TASK TO COMPLETE → Quote all lines below exactly. Images stay out.
----- DATA BLOCK
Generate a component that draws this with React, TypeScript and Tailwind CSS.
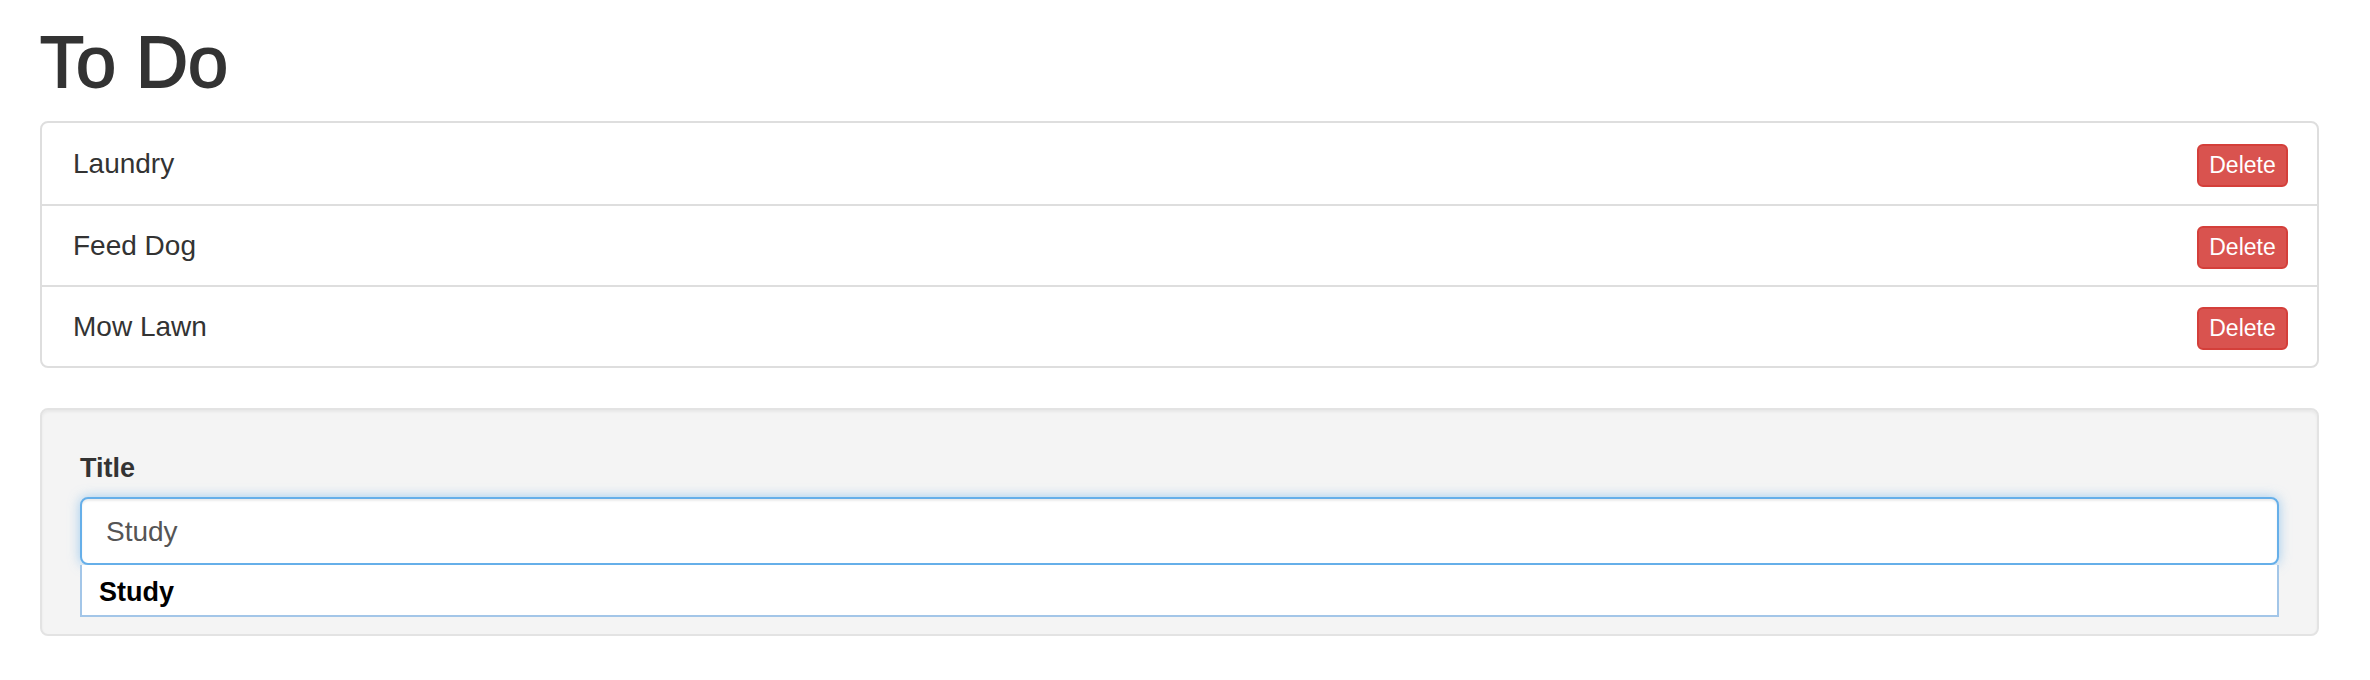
import React from "react";

const items = ["Laundry", "Feed Dog", "Mow Lawn"];

export default function App() {
  return (
    <div
      className="bg-white min-h-[680px] pl-[40px] pr-[51px] text-[#333]"
      style={{ fontFamily: '"Liberation Sans", Arial, sans-serif' }}
    >
      <h1 className="text-[72px] leading-[1.1] font-medium pt-[23px] mb-[19px] text-[#333] [-webkit-text-stroke:1.8px_#333]">
        To Do
      </h1>
      <div className="border-2 border-[#dedede] rounded-[8px] bg-white">
        {items.map((t, i) => (
          <div
            key={t}
            className={
              "flex items-center justify-between h-[81px] pl-[31px] pr-[29px] " +
              (i > 0 ? "border-t-2 border-[#dedede]" : "")
            }
          >
            <span className="text-[28px] text-[#333]">{t}</span>
            <button className="h-[43px] w-[91px] mt-[3px] rounded-[6px] bg-[#d9534f] border-2 border-[#d43f3a] text-white text-[23px] leading-none flex items-center justify-center">
              Delete
            </button>
          </div>
        ))}
      </div>
      <div className="mt-[40px] bg-[#f4f4f4] border-2 border-[#e3e3e3] rounded-[8px] shadow-[inset_0_2px_3px_rgba(0,0,0,0.05)] px-[38px] pt-[40px] pb-[17px]">
        <label className="block text-[27px] font-bold leading-[37px] text-[#333] mb-[10px]">
          Title
        </label>
        <div className="h-[68px] bg-white border-2 border-[#66afe9] rounded-[8px] shadow-[inset_0_2px_2px_rgba(0,0,0,0.075),0_0_12px_rgba(102,175,233,0.6)] flex items-center pl-[24px] pt-[2px]">
          <span className="text-[28px] text-[#555]">Study</span>
        </div>
        <div className="h-[52px] bg-white border-2 border-t-0 border-[#a3c6e8] flex items-center pl-[17px] pt-[4px]">
          <span className="text-[27px] font-bold text-black">Study</span>
        </div>
      </div>
    </div>
  );
}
----------
RESPONSE TO THIS EXERCISE →
Generate a component that draws this with React, TypeScript and Tailwind CSS.
import React from "react";

const items = ["Laundry", "Feed Dog", "Mow Lawn"];

export default function App() {
  return (
    <div
      className="bg-white min-h-[680px] pl-[40px] pr-[51px] text-[#333]"
      style={{ fontFamily: '"Liberation Sans", Arial, sans-serif' }}
    >
      <h1 className="text-[72px] leading-[1.1] font-medium pt-[23px] mb-[19px] text-[#333] [-webkit-text-stroke:1.8px_#333]">
        To Do
      </h1>
      <div className="border-2 border-[#dedede] rounded-[8px] bg-white">
        {items.map((t, i) => (
          <div
            key={t}
            className={
              "flex items-center justify-between h-[81px] pl-[31px] pr-[29px] " +
              (i > 0 ? "border-t-2 border-[#dedede]" : "")
            }
          >
            <span className="text-[28px] text-[#333]">{t}</span>
            <button className="h-[43px] w-[91px] mt-[3px] rounded-[6px] bg-[#d9534f] border-2 border-[#d43f3a] text-white text-[23px] leading-none flex items-center justify-center">
              Delete
            </button>
          </div>
        ))}
      </div>
      <div className="mt-[40px] bg-[#f4f4f4] border-2 border-[#e3e3e3] rounded-[8px] shadow-[inset_0_2px_3px_rgba(0,0,0,0.05)] px-[38px] pt-[40px] pb-[17px]">
        <label className="block text-[27px] font-bold leading-[37px] text-[#333] mb-[10px]">
          Title
        </label>
        <div className="h-[68px] bg-white border-2 border-[#66afe9] rounded-[8px] shadow-[inset_0_2px_2px_rgba(0,0,0,0.075),0_0_12px_rgba(102,175,233,0.6)] flex items-center pl-[24px] pt-[2px]">
          <span className="text-[28px] text-[#555]">Study</span>
        </div>
        <div className="h-[52px] bg-white border-2 border-t-0 border-[#a3c6e8] flex items-center pl-[17px] pt-[4px]">
          <span className="text-[27px] font-bold text-black">Study</span>
        </div>
      </div>
    </div>
  );
}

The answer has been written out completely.